The use of metadata in legal and compliance contexts
In legal discovery, metadata is often treated as equally important as content. Courts and regulators expect organizations to produce emails with intact headers and timestamps, precisely because these elements establish provenance. Under the Federal Rules of Civil Procedure (FRCP) and similar international frameworks, metadata is considered an integral part of an electronically stored information production.
Metadata supports chain-of-custody arguments by demonstrating that an email was captured and preserved without alteration. It also allows legal teams to scope discovery requests narrowly, focusing on specific senders, timeframes, or communication patterns rather than broad keyword searches that increase risk and cost.
From a compliance perspective, metadata enables supervision and auditability. Regulators are rarely interested only in what was said; they want to know who communicated with whom, how frequently, and under what circumstances. Without metadata, organizations may technically retain emails but still fail to meet regulatory expectations.
Metadata-driven search and retrieval in archives
One of the most operationally valuable aspects of metadata is its role in eDiscovery. Metadata-based queries are structured, deterministic, and fast. They allow investigators and auditors to isolate relevant emails without relying on ambiguous keyword matching.
For example, searching by sender domain, IP address, or authentication result can quickly surface suspicious communications that would be missed by content searches. Similarly, thread-based retrieval allows entire conversations to be reviewed in context, reducing misinterpretation.
As archives grow over time, metadata-driven search becomes essential for maintaining usability. Without it, archives risk becoming large but impractical repositories.
Risks of poor metadata preservation
Many organizations rely on backups rather than archives. This is a critical mistake. Backups are designed for disaster recovery (restoring a system after a crash); archives are designed for discovery and integrity.
The “modified date” trap
When you move an email file from a live server to a basic backup folder, the operating system often updates the “Date created” or “Last modified” metadata to the current time. This overwrites the original timestamp of the email, effectively destroying its chronological value in a court of law.
Spoliation of evidence
If a company is under a legal hold and fails to preserve the metadata of its communications, it may be guilty of spoliation of evidence. Judges can issue adverse inference instructions, telling a jury to assume that the missing metadata would have proven the company’s guilt.
Dark data accumulation
Without metadata indexing, an archive becomes a data graveyard. You have the information, but you have no way to find it. This dark data carries all the risk of storage (it can still be subpoenaed) with none of the benefits of accessibility.

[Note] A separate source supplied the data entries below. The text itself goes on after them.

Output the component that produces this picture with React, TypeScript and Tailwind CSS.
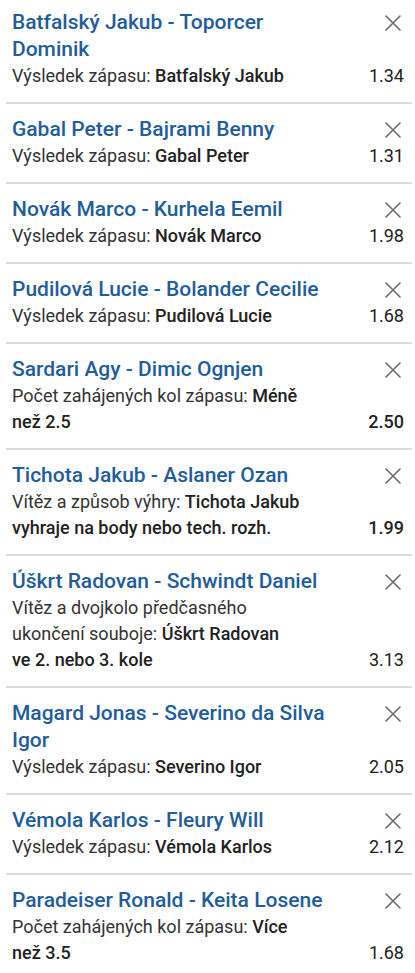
type Bet = {
  match: string;
  market: string;
  pick: string;
  odds: string;
  strong?: boolean;
};

const bets: Bet[] = [
  { match: "Batfalský Jakub - Toporcer Dominik", market: "Výsledek zápasu:", pick: "Batfalský Jakub", odds: "1.34" },
  { match: "Gabal Peter - Bajrami Benny", market: "Výsledek zápasu:", pick: "Gabal Peter", odds: "1.31" },
  { match: "Novák Marco - Kurhela Eemil", market: "Výsledek zápasu:", pick: "Novák Marco", odds: "1.98" },
  { match: "Pudilová Lucie - Bolander Cecilie", market: "Výsledek zápasu:", pick: "Pudilová Lucie", odds: "1.68" },
  { match: "Sardari Agy - Dimic Ognjen", market: "Počet zahájených kol zápasu:", pick: "Méně než 2.5", odds: "2.50", strong: true },
  { match: "Tichota Jakub - Aslaner Ozan", market: "Vítěz a způsob výhry:", pick: "Tichota Jakub vyhraje na body nebo tech. rozh.", odds: "1.99", strong: true },
  { match: "Úškrt Radovan - Schwindt Daniel", market: "Vítěz a dvojkolo předčasného ukončení souboje:", pick: "Úškrt Radovan ve 2. nebo 3. kole", odds: "3.13" },
  { match: "Magard Jonas - Severino da Silva Igor", market: "Výsledek zápasu:", pick: "Severino Igor", odds: "2.05" },
  { match: "Vémola Karlos - Fleury Will", market: "Výsledek zápasu:", pick: "Vémola Karlos", odds: "2.12" },
  { match: "Paradeiser Ronald - Keita Losene", market: "Počet zahájených kol zápasu:", pick: "Více než 3.5", odds: "1.68" },
];

function CloseIcon() {
  return (
    <svg width="16" height="16" viewBox="0 0 16 16" fill="none" aria-hidden="true">
      <path d="M1 1L15 15M15 1L1 15" stroke="#6b6b6b" strokeWidth="1.6" strokeLinecap="round" />
    </svg>
  );
}

function BetRow({ bet, first }: { bet: Bet; first: boolean }) {
  return (
    <div className={first ? "pl-[6px] pr-[8px] pt-[9px] pb-[13px]" : "pl-[6px] pr-[8px] pt-[12px] pb-[13px]"}>
      <div className="flex items-start">
        <div className="flex-1 text-[21px] font-medium leading-[27px] text-[#1f5d9c]">
          {bet.match}
        </div>
        <button className="flex h-[27px] w-[68px] items-center justify-end pr-[3px]" type="button">
          <CloseIcon />
        </button>
      </div>
      <div className="flex items-end">
        <div className="w-[288px] text-[18px] leading-[26px] text-[#333333]">
          {bet.market} <span className="font-medium text-[#222222]">{bet.pick}</span>
        </div>
        <div
          className={
            bet.strong
              ? "flex-1 text-right text-[18px] font-medium leading-[26px] text-[#222222]"
              : "flex-1 text-right text-[18px] leading-[26px] text-[#222222]"
          }
        >
          {bet.odds}
        </div>
      </div>
    </div>
  );
}

export default function App() {
  return (
    <div className="h-[973px] w-[415px] overflow-hidden bg-white font-['Roboto',sans-serif]">
      <div className="ml-[6px] mr-[3px] divide-y-2 divide-[#dcdcdc]">
        {bets.map((bet, i) => (
          <BetRow bet={bet} first={i === 0} key={bet.match} />
        ))}
      </div>
    </div>
  );
}
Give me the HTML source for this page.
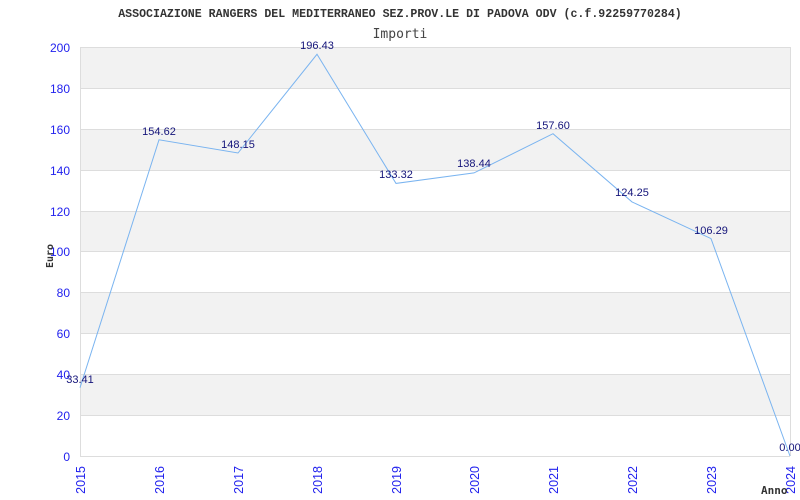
<!DOCTYPE html>
<html><head><style>body{margin:0;background:#fff;}svg{display:block}</style></head><body>
<svg width="800" height="500" xmlns="http://www.w3.org/2000/svg">
<rect width="800" height="500" fill="#fff"/>
<text x="400" y="17" text-anchor="middle" font-family="Liberation Mono, monospace" font-weight="bold" font-size="11.6" fill="#333">ASSOCIAZIONE RANGERS DEL MEDITERRANEO SEZ.PROV.LE DI PADOVA ODV (c.f.92259770284)</text>
<text x="400" y="38" text-anchor="middle" font-family="DejaVu Sans Mono, monospace" font-size="13" fill="#444">Importi</text>
<g fill="#f2f2f2">
<rect x="80" y="47" width="710" height="41"/>
<rect x="80" y="129" width="710" height="41"/>
<rect x="80" y="211" width="710" height="41"/>
<rect x="80" y="292" width="710" height="41"/>
<rect x="80" y="374" width="710" height="41"/>
</g>
<g stroke="#ddd" stroke-width="1">
<line x1="80" y1="47.5" x2="790" y2="47.5"/><line x1="80" y1="88.5" x2="790" y2="88.5"/>
<line x1="80" y1="129.5" x2="790" y2="129.5"/><line x1="80" y1="170.5" x2="790" y2="170.5"/>
<line x1="80" y1="211.5" x2="790" y2="211.5"/><line x1="80" y1="251.5" x2="790" y2="251.5"/>
<line x1="80" y1="292.5" x2="790" y2="292.5"/><line x1="80" y1="333.5" x2="790" y2="333.5"/>
<line x1="80" y1="374.5" x2="790" y2="374.5"/><line x1="80" y1="415.5" x2="790" y2="415.5"/>
<line x1="80" y1="456.5" x2="790" y2="456.5"/>
<line x1="80.5" y1="47" x2="80.5" y2="456"/><line x1="790.5" y1="47" x2="790.5" y2="456"/>
</g>
<g font-family="Liberation Sans, sans-serif" font-size="12" fill="#2222ee" text-anchor="end">
<text x="70" y="52">200</text><text x="70" y="93">180</text><text x="70" y="134">160</text>
<text x="70" y="175">140</text><text x="70" y="216">120</text><text x="70" y="256">100</text>
<text x="70" y="297">80</text><text x="70" y="338">60</text><text x="70" y="379">40</text>
<text x="70" y="420">20</text><text x="70" y="461">0</text>
</g>
<g font-family="Liberation Sans, sans-serif" font-size="12.5" fill="#2222ee" text-anchor="end">
<text transform="translate(85,466) rotate(-90)">2015</text>
<text transform="translate(164,466) rotate(-90)">2016</text>
<text transform="translate(243,466) rotate(-90)">2017</text>
<text transform="translate(322,466) rotate(-90)">2018</text>
<text transform="translate(401,466) rotate(-90)">2019</text>
<text transform="translate(479,466) rotate(-90)">2020</text>
<text transform="translate(558,466) rotate(-90)">2021</text>
<text transform="translate(637,466) rotate(-90)">2022</text>
<text transform="translate(716,466) rotate(-90)">2023</text>
<text transform="translate(795,466) rotate(-90)">2024</text>
</g>
<text transform="translate(53,268) rotate(-90)" font-family="DejaVu Sans Mono, monospace" font-weight="bold" font-size="10" fill="#333">Euro</text>
<text x="761" y="494" font-family="DejaVu Sans Mono, monospace" font-weight="bold" font-size="11" fill="#333">Anno</text>
<polyline fill="none" stroke="#7ab4f0" stroke-width="1" points="80,387.7 159,139.8 238,153 317,54.3 396,183.4 474,172.9 553,133.7 632,201.9 711,238.6 790,456"/>
<g font-family="Liberation Sans, sans-serif" font-size="11" fill="#14147a" text-anchor="middle">
<text x="80" y="383">33.41</text><text x="159" y="135">154.62</text><text x="238" y="148">148.15</text>
<text x="317" y="49">196.43</text><text x="396" y="178">133.32</text><text x="474" y="167">138.44</text>
<text x="553" y="129">157.60</text><text x="632" y="196">124.25</text><text x="711" y="234">106.29</text>
<text x="790" y="451">0.00</text>
</g>
</svg>
</body></html>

What to look for in an email archiving solution
An effective email archiving solution must treat metadata as a first-class asset, not an afterthought. This means capturing original headers in full, preserving authentication results, indexing metadata fields comprehensively, and protecting them from modification.
Equally important is controlled accessibility. Metadata often contains sensitive infrastructure details and should be accessible only to authorized roles. The ability to export emails with complete metadata intact is also critical for legal and regulatory workflows.
Ultimately, the quality of an archive is determined not by how much data it stores, but by how well it preserves context and trustworthiness.
Wrapping up
Email content explains what was communicated.
Metadata explains how, when, by whom, and under what conditions that communication occurred.
In email archives, metadata is what transforms messages into defensible records. Organizations that understand and preserve it properly gain not just compliance coverage, but answers questions that arise long after an email was sent.